* **WHAT IS REQUIRED**:
Reproduce the records. Keep every word exact and include no images.

## START DATA EXCERPTS

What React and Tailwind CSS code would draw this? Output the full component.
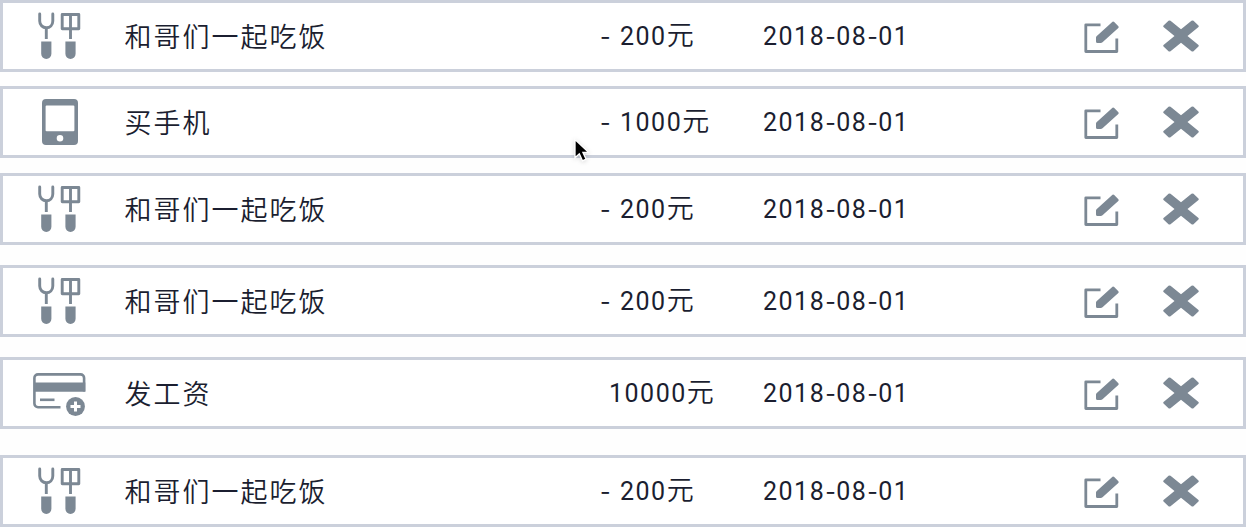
const CJK = "font-['Noto_Sans_CJK_SC_DemiLight','Noto_Sans_CJK_SC',sans-serif] font-[350] text-[27px] tracking-[2px]";
const NUM = "font-['Roboto','Noto_Sans_CJK_SC',sans-serif] font-normal text-[25px] tracking-[1.5px]";

function UtensilsIcon() {
  return (
    <svg className="h-12 w-[44px]" viewBox="0 0 44 48" fill="none" stroke="currentColor" strokeWidth="2.9">
      <path d="M2.7 2v7c0 4 3 6.700 6.600 6.700S15.800 13 15.800 9V2" strokeLinecap="round" />
      <path d="M9.300 15.700V27" />
      <path d="M25.200 2.500h16.600v14.300H25.200zM33.500 2.500V27" strokeLinejoin="round" />
      <path d="M4.200 29.500h10.200v12.300a5.100 5.100 0 0 1-10.200 0zM28.400 29.500h10.200v12.300a5.100 5.100 0 0 1-10.200 0z" fill="currentColor" stroke="none" />
    </svg>
  );
}

function PhoneIcon() {
  return (
    <svg className="ml-px h-12 w-[36px]" viewBox="0 0 36 48">
      <path
        d="M4 1h28a4 4 0 0 1 4 4v38a4 4 0 0 1-4 4H4a4 4 0 0 1-4-4V5a4 4 0 0 1 4-4zM3.600 8.500v23.800a1 1 0 0 0 1 1h26.800a1 1 0 0 0 1-1V8.500a1 1 0 0 0-1-1H4.600a1 1 0 0 0-1 1zM18 37a3.300 3.300 0 1 0 0 6.600a3.300 3.300 0 0 0 0-6.600z"
        fill="currentColor"
        fillRule="evenodd"
      />
    </svg>
  );
}

function CardIcon() {
  return (
    <svg className="mt-[2px] ml-px h-[43px] w-[53px]" viewBox="0 0 53 43" fill="none" stroke="currentColor" strokeWidth="2.6">
      <path d="M27.500 34.200H5a3.600 3.600 0 0 1-3.600-3.600V5A3.600 3.600 0 0 1 5 1.400h42.500A3.600 3.600 0 0 1 51.100 5v13.500" />
      <path d="M1.500 9.500h50.800v9.300H1.500z" fill="currentColor" stroke="none" />
      <path d="M7 26.800h14.500" />
      <circle cx="42.500" cy="33.500" r="9.400" fill="currentColor" stroke="none" />
      <path d="M42.500 28.500v10M37.500 33.500h10" stroke="white" strokeWidth="3" />
    </svg>
  );
}

function EditIcon() {
  return (
    <svg className="h-[33px] w-[36px]" viewBox="0 0 36 33" fill="none" stroke="currentColor" strokeWidth="2.800">
      <path d="M16.500 3.800H1.800v26.700h31V17.500" strokeLinejoin="round" />
      <path d="M28.500.8q.9-.6 1.700.2l4.200 4.300q.7.900-.1 1.700L18.500 21.200q-.8.700-1.800.7h-3.200q-1.500 0-1.500-1.500v-3.800q0-1 .8-1.700z" fill="currentColor" stroke="none" />
    </svg>
  );
}

function CloseIcon() {
  return (
    <svg className="h-8 w-9" viewBox="0 0 36 32">
      <path
        d="M5.500.8q1-.8 2 0L18 9.200 28.500.8q1-.8 2 0l4.700 4.400q1.200 1 0 2L24.500 16l10.700 8.800q1.200 1 0 2l-4.700 4.400q-1 .8-2 0L18 22.800 7.500 31.200q-1 .8-2 0L.8 26.800q-1.200-1 0-2L11.500 16 .8 7.200q-1.200-1 0-2z"
        fill="currentColor"
      />
    </svg>
  );
}

const ICONS = { meal: UtensilsIcon, phone: PhoneIcon, salary: CardIcon };

const ROWS = [
  { icon: "meal", title: "和哥们一起吃饭", sign: "-", amount: "200", gap: "mt-0" },
  { icon: "phone", title: "买手机", sign: "-", amount: "1000", gap: "mt-[14px]" },
  { icon: "meal", title: "和哥们一起吃饭", sign: "-", amount: "200", gap: "mt-[15px]" },
  { icon: "meal", title: "和哥们一起吃饭", sign: "-", amount: "200", gap: "mt-5" },
  { icon: "salary", title: "发工资", sign: "", amount: "10000", gap: "mt-5" },
  { icon: "meal", title: "和哥们一起吃饭", sign: "-", amount: "200", gap: "mt-[26px]" },
];

function Dash() {
  return <span className="inline-block w-[11px] font-['Inter',sans-serif] text-[23px] tracking-normal">-</span>;
}

function Row({ icon, title, sign, amount, gap }) {
  const Icon = ICONS[icon];
  return (
    <li className={`flex h-[72px] items-center border-[3px] border-[#cbd0db] bg-white whitespace-nowrap text-[#1b1e30] ${gap}`}>
      <div className="flex w-[112px] shrink-0 justify-center text-[#7c8894]">
        <Icon />
      </div>
      <div className={`w-[485px] shrink-0 pb-px pl-[9.5px] leading-[40px] ${CJK}`}>{title}</div>
      <div className={`flex w-[163px] shrink-0 items-baseline pb-px leading-[40px] ${NUM}`}>
        <span className={sign ? "w-[20px]" : "w-[9px]"}>{sign && <Dash />}</span>
        <span>{amount}</span>
        <span className={CJK}>元</span>
      </div>
      <div className={`w-[320.5px] shrink-0 pt-[2px] leading-[40px] ${NUM}`}>
        2018<Dash />08<Dash />01
      </div>
      <div className="flex items-center gap-[43px] text-[#7c8894]">
        <button className="pt-[3px]"><EditIcon /></button>
        <button><CloseIcon /></button>
      </div>
    </li>
  );
}

export default function App() {
  return (
    <main className="relative h-[527px] overflow-hidden bg-[#fefefe]">
      <ul>
        {ROWS.map((row, i) => (
          <Row key={i} {...row} />
        ))}
      </ul>
      <svg className="absolute top-[138px] left-[574px] h-6 w-4 drop-shadow-sm" viewBox="0 0 16 24">
        <path d="M1 1.500v18.300l4.300-4 3.200 7 3.600-1.600-3.200-6.800h5.600z" fill="black" stroke="white" strokeWidth="1.300" />
      </svg>
    </main>
  );
}
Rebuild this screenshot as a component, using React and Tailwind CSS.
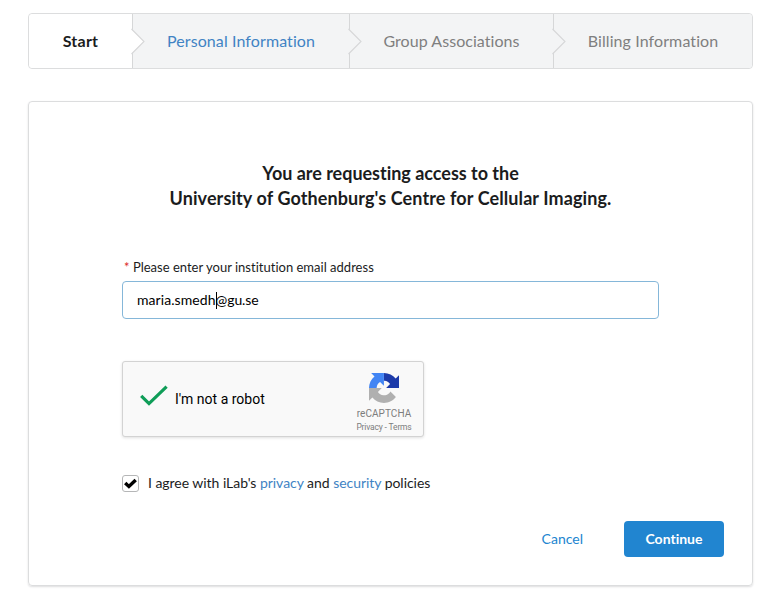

## END DATA EXCERPTS

* **THE ANSWER**:
What React and Tailwind CSS code would draw this? Output the full component.
const CJK = "font-['Noto_Sans_CJK_SC_DemiLight','Noto_Sans_CJK_SC',sans-serif] font-[350] text-[27px] tracking-[2px]";
const NUM = "font-['Roboto','Noto_Sans_CJK_SC',sans-serif] font-normal text-[25px] tracking-[1.5px]";

function UtensilsIcon() {
  return (
    <svg className="h-12 w-[44px]" viewBox="0 0 44 48" fill="none" stroke="currentColor" strokeWidth="2.9">
      <path d="M2.7 2v7c0 4 3 6.700 6.600 6.700S15.800 13 15.800 9V2" strokeLinecap="round" />
      <path d="M9.300 15.700V27" />
      <path d="M25.200 2.500h16.600v14.300H25.200zM33.500 2.500V27" strokeLinejoin="round" />
      <path d="M4.200 29.500h10.200v12.300a5.100 5.100 0 0 1-10.200 0zM28.400 29.500h10.200v12.300a5.100 5.100 0 0 1-10.200 0z" fill="currentColor" stroke="none" />
    </svg>
  );
}

function PhoneIcon() {
  return (
    <svg className="ml-px h-12 w-[36px]" viewBox="0 0 36 48">
      <path
        d="M4 1h28a4 4 0 0 1 4 4v38a4 4 0 0 1-4 4H4a4 4 0 0 1-4-4V5a4 4 0 0 1 4-4zM3.600 8.500v23.800a1 1 0 0 0 1 1h26.800a1 1 0 0 0 1-1V8.500a1 1 0 0 0-1-1H4.600a1 1 0 0 0-1 1zM18 37a3.300 3.300 0 1 0 0 6.600a3.300 3.300 0 0 0 0-6.600z"
        fill="currentColor"
        fillRule="evenodd"
      />
    </svg>
  );
}

function CardIcon() {
  return (
    <svg className="mt-[2px] ml-px h-[43px] w-[53px]" viewBox="0 0 53 43" fill="none" stroke="currentColor" strokeWidth="2.6">
      <path d="M27.500 34.200H5a3.600 3.600 0 0 1-3.600-3.600V5A3.600 3.600 0 0 1 5 1.400h42.500A3.600 3.600 0 0 1 51.100 5v13.500" />
      <path d="M1.500 9.500h50.800v9.300H1.500z" fill="currentColor" stroke="none" />
      <path d="M7 26.800h14.500" />
      <circle cx="42.500" cy="33.500" r="9.400" fill="currentColor" stroke="none" />
      <path d="M42.500 28.500v10M37.500 33.500h10" stroke="white" strokeWidth="3" />
    </svg>
  );
}

function EditIcon() {
  return (
    <svg className="h-[33px] w-[36px]" viewBox="0 0 36 33" fill="none" stroke="currentColor" strokeWidth="2.800">
      <path d="M16.500 3.800H1.800v26.700h31V17.500" strokeLinejoin="round" />
      <path d="M28.500.8q.9-.6 1.700.2l4.200 4.300q.7.900-.1 1.700L18.500 21.200q-.8.700-1.800.7h-3.200q-1.500 0-1.500-1.500v-3.800q0-1 .8-1.700z" fill="currentColor" stroke="none" />
    </svg>
  );
}

function CloseIcon() {
  return (
    <svg className="h-8 w-9" viewBox="0 0 36 32">
      <path
        d="M5.500.8q1-.8 2 0L18 9.200 28.500.8q1-.8 2 0l4.700 4.400q1.200 1 0 2L24.500 16l10.700 8.800q1.200 1 0 2l-4.700 4.400q-1 .8-2 0L18 22.800 7.500 31.200q-1 .8-2 0L.8 26.800q-1.200-1 0-2L11.500 16 .8 7.200q-1.200-1 0-2z"
        fill="currentColor"
      />
    </svg>
  );
}

const ICONS = { meal: UtensilsIcon, phone: PhoneIcon, salary: CardIcon };

const ROWS = [
  { icon: "meal", title: "和哥们一起吃饭", sign: "-", amount: "200", gap: "mt-0" },
  { icon: "phone", title: "买手机", sign: "-", amount: "1000", gap: "mt-[14px]" },
  { icon: "meal", title: "和哥们一起吃饭", sign: "-", amount: "200", gap: "mt-[15px]" },
  { icon: "meal", title: "和哥们一起吃饭", sign: "-", amount: "200", gap: "mt-5" },
  { icon: "salary", title: "发工资", sign: "", amount: "10000", gap: "mt-5" },
  { icon: "meal", title: "和哥们一起吃饭", sign: "-", amount: "200", gap: "mt-[26px]" },
];

function Dash() {
  return <span className="inline-block w-[11px] font-['Inter',sans-serif] text-[23px] tracking-normal">-</span>;
}

function Row({ icon, title, sign, amount, gap }) {
  const Icon = ICONS[icon];
  return (
    <li className={`flex h-[72px] items-center border-[3px] border-[#cbd0db] bg-white whitespace-nowrap text-[#1b1e30] ${gap}`}>
      <div className="flex w-[112px] shrink-0 justify-center text-[#7c8894]">
        <Icon />
      </div>
      <div className={`w-[485px] shrink-0 pb-px pl-[9.5px] leading-[40px] ${CJK}`}>{title}</div>
      <div className={`flex w-[163px] shrink-0 items-baseline pb-px leading-[40px] ${NUM}`}>
        <span className={sign ? "w-[20px]" : "w-[9px]"}>{sign && <Dash />}</span>
        <span>{amount}</span>
        <span className={CJK}>元</span>
      </div>
      <div className={`w-[320.5px] shrink-0 pt-[2px] leading-[40px] ${NUM}`}>
        2018<Dash />08<Dash />01
      </div>
      <div className="flex items-center gap-[43px] text-[#7c8894]">
        <button className="pt-[3px]"><EditIcon /></button>
        <button><CloseIcon /></button>
      </div>
    </li>
  );
}

export default function App() {
  return (
    <main className="relative h-[527px] overflow-hidden bg-[#fefefe]">
      <ul>
        {ROWS.map((row, i) => (
          <Row key={i} {...row} />
        ))}
      </ul>
      <svg className="absolute top-[138px] left-[574px] h-6 w-4 drop-shadow-sm" viewBox="0 0 16 24">
        <path d="M1 1.500v18.300l4.300-4 3.200 7 3.600-1.600-3.200-6.800h5.600z" fill="black" stroke="white" strokeWidth="1.300" />
      </svg>
    </main>
  );
}
Rebuild this screenshot as a component, using React and Tailwind CSS.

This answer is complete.